:: Work instructions ::
Leave out the pictures and repeat exactly the lines between the one containing "What React, TypeScript" and the one containing "type Row = [string, string];", inclusive.

:: Data entries ::
* * * * * * *
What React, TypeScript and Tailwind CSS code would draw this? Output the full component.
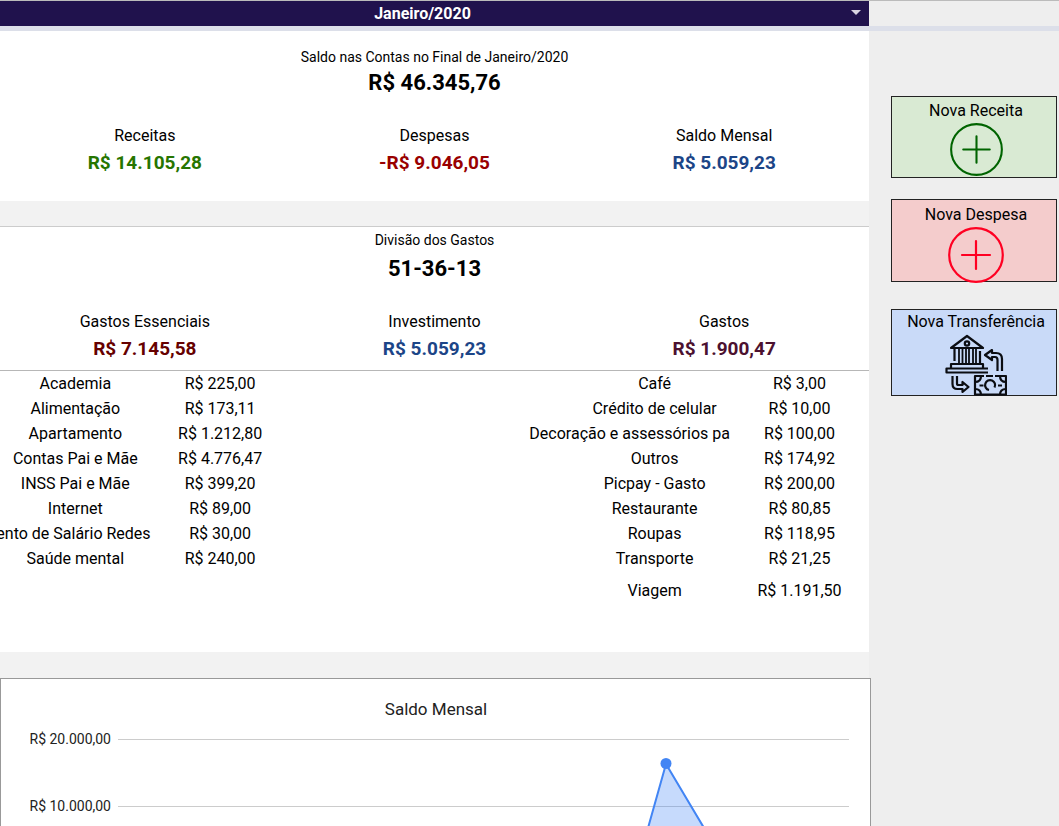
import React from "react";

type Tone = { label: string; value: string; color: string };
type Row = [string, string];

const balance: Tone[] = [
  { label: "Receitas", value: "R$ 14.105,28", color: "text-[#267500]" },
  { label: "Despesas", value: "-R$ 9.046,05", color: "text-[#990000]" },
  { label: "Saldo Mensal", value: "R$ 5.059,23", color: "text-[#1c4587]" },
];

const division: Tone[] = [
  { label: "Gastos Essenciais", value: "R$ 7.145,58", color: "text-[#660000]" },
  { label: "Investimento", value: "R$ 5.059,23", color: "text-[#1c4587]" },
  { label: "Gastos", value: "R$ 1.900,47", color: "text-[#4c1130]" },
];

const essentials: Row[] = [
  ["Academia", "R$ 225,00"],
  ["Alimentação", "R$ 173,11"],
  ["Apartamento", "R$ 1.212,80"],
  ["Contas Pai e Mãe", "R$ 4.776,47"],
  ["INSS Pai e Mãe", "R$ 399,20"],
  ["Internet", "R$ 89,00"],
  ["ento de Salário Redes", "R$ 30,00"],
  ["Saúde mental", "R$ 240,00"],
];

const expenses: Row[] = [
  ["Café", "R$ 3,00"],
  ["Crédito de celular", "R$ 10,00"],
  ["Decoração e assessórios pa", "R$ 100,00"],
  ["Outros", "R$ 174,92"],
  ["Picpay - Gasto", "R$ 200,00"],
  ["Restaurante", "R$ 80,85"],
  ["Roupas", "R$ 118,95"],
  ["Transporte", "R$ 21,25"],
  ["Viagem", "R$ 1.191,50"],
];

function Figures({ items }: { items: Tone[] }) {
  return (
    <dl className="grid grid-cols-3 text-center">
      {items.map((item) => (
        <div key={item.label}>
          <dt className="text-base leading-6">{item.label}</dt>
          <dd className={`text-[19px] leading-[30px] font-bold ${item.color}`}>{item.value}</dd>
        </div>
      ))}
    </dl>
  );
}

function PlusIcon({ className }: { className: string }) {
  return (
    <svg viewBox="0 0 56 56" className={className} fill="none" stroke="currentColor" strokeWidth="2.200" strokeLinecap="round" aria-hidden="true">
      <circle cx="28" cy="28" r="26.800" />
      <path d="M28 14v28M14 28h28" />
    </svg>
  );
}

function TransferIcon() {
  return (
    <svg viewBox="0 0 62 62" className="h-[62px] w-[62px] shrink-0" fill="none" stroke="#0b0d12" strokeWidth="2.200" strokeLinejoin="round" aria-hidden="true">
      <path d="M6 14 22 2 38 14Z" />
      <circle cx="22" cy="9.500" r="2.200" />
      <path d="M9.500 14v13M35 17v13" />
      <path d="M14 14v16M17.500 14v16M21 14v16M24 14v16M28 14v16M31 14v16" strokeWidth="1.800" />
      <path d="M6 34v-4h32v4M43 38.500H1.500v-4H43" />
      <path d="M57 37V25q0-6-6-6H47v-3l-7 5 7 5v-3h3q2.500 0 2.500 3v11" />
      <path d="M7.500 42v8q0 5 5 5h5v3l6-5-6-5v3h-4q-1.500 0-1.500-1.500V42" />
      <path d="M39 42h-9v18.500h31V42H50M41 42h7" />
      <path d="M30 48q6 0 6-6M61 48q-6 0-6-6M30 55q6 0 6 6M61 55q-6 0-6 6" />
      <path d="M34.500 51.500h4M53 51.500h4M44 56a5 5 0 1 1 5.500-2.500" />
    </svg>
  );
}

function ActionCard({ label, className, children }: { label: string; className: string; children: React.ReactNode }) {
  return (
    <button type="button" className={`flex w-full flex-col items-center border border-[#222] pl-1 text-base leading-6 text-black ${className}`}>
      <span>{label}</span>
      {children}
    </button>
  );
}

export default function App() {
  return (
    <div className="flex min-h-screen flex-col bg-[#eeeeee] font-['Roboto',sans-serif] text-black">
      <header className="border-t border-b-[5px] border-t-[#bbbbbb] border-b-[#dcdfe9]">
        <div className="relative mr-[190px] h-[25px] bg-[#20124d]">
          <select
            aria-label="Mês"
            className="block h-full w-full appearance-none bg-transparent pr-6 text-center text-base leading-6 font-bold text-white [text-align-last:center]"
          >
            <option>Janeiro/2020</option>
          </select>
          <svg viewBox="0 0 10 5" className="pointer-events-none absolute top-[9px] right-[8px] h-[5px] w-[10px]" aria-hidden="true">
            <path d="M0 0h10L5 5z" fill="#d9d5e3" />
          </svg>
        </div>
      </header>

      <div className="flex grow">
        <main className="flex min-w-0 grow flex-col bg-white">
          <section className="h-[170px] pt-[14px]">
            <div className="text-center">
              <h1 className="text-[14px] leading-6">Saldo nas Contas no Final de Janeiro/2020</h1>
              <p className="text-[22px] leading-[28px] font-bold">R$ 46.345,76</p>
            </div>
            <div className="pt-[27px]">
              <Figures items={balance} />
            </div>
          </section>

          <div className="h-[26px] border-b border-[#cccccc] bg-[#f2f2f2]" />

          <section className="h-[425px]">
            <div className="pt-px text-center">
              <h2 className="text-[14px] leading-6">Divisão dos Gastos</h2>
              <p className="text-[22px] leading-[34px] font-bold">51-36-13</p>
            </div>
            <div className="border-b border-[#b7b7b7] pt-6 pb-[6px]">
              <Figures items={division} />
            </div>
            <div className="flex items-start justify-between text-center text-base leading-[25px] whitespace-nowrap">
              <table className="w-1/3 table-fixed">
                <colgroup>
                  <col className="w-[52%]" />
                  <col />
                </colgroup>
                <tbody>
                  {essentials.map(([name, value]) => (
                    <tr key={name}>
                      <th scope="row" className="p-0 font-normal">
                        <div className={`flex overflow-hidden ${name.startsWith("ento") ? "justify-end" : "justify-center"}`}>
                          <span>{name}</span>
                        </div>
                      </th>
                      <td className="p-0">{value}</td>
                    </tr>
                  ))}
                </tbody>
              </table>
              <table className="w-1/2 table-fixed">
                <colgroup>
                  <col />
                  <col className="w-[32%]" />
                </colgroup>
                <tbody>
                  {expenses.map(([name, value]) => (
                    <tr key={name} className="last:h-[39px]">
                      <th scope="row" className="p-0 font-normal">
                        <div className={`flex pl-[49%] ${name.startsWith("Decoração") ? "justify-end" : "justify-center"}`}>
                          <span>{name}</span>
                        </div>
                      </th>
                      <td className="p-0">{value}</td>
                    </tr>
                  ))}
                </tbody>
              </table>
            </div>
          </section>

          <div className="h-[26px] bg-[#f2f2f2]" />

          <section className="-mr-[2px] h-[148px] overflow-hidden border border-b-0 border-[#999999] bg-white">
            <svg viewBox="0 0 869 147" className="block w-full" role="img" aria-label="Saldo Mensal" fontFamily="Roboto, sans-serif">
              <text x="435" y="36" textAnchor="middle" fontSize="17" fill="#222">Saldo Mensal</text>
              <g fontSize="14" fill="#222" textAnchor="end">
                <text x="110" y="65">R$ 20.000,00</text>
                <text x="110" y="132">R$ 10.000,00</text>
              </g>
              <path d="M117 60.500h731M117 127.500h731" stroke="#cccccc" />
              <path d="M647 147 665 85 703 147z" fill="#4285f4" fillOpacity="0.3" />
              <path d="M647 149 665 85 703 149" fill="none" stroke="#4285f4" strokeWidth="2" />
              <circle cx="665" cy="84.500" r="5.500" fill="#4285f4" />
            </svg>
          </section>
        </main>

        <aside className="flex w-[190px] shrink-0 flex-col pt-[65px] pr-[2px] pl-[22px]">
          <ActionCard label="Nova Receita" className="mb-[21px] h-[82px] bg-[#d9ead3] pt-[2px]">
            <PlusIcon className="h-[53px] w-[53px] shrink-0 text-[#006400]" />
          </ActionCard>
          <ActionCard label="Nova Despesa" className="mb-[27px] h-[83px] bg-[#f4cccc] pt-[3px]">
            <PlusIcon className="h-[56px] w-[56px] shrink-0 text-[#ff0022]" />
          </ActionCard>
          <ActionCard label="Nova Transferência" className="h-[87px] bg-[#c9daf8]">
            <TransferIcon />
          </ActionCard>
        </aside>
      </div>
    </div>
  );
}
* * * * * * *
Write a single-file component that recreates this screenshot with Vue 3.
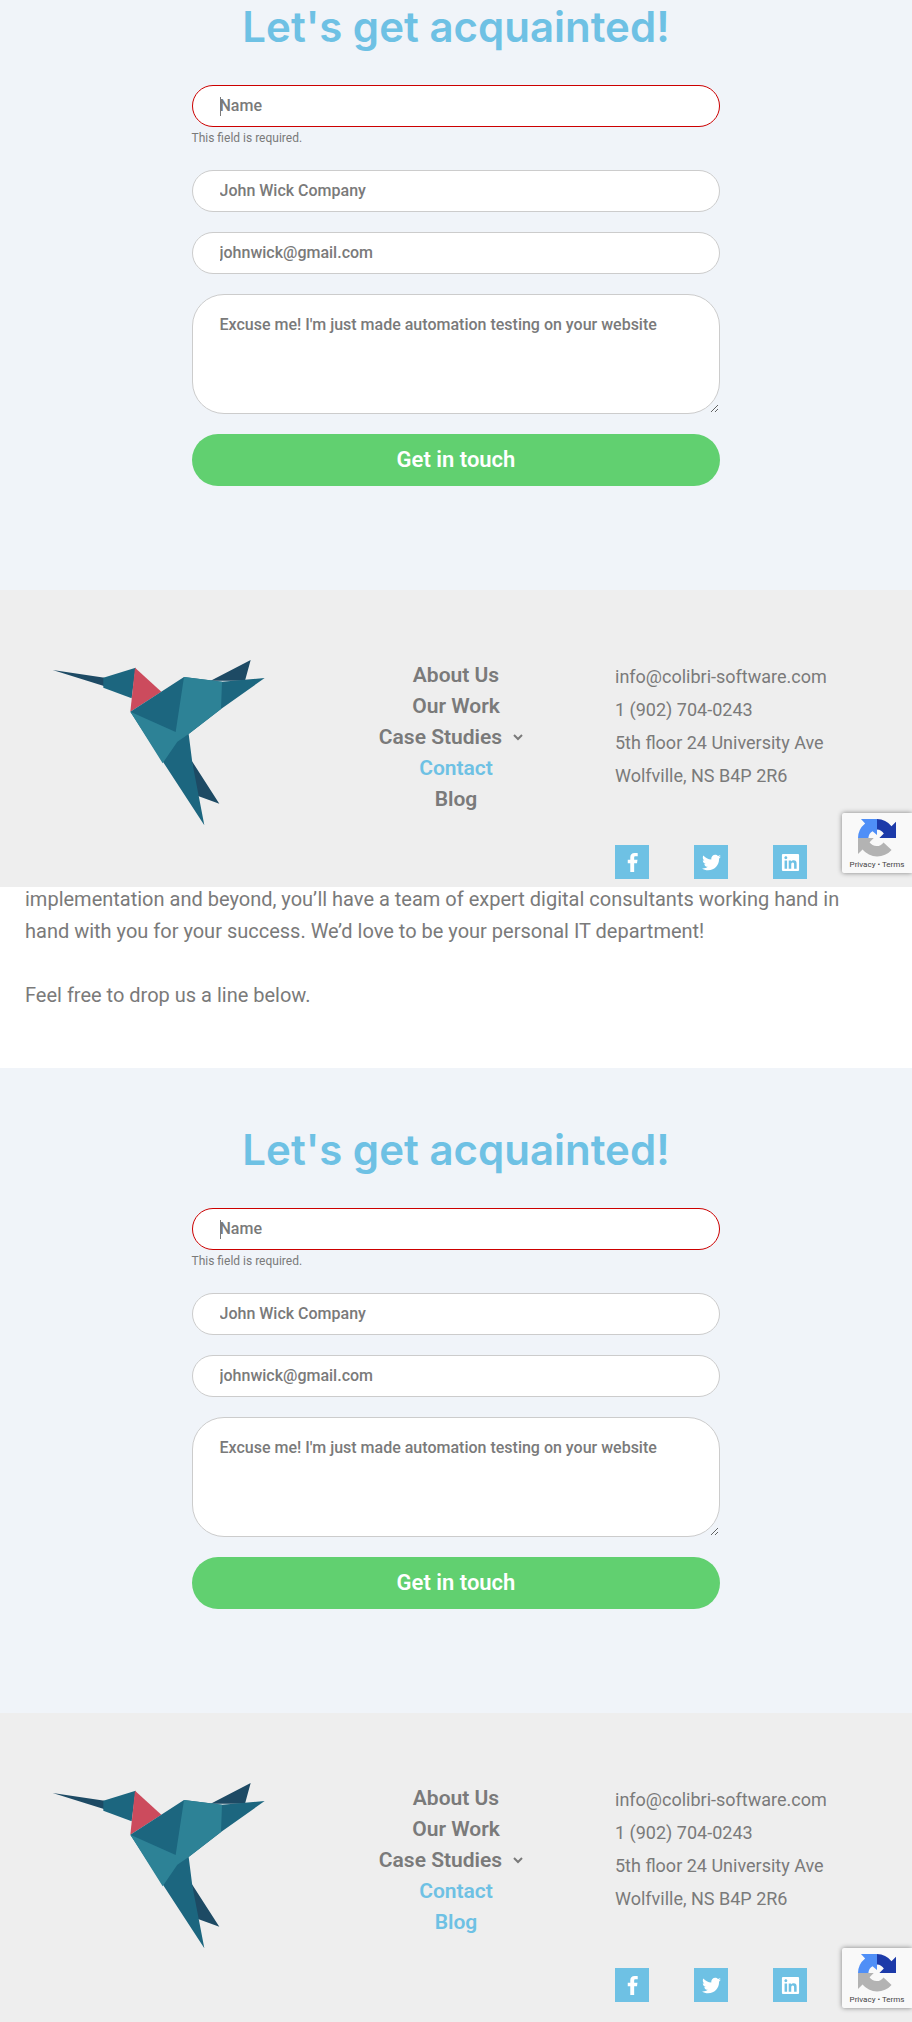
* * * * * * *
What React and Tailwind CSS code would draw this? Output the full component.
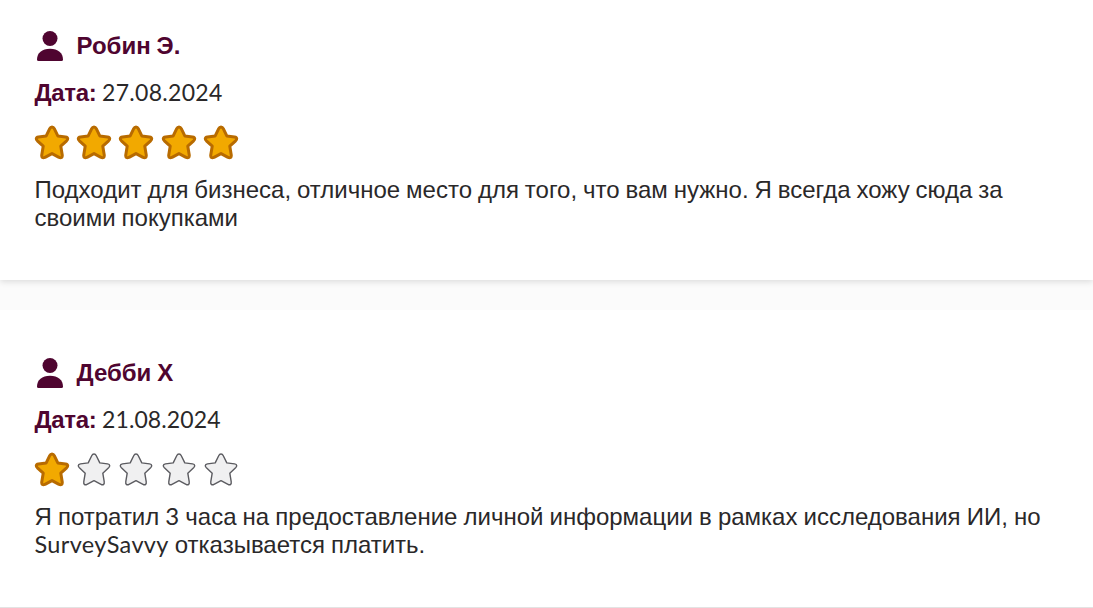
* * * * * * *
:: The response ::
What React, TypeScript and Tailwind CSS code would draw this? Output the full component.
import React from "react";

type Tone = { label: string; value: string; color: string };
type Row = [string, string];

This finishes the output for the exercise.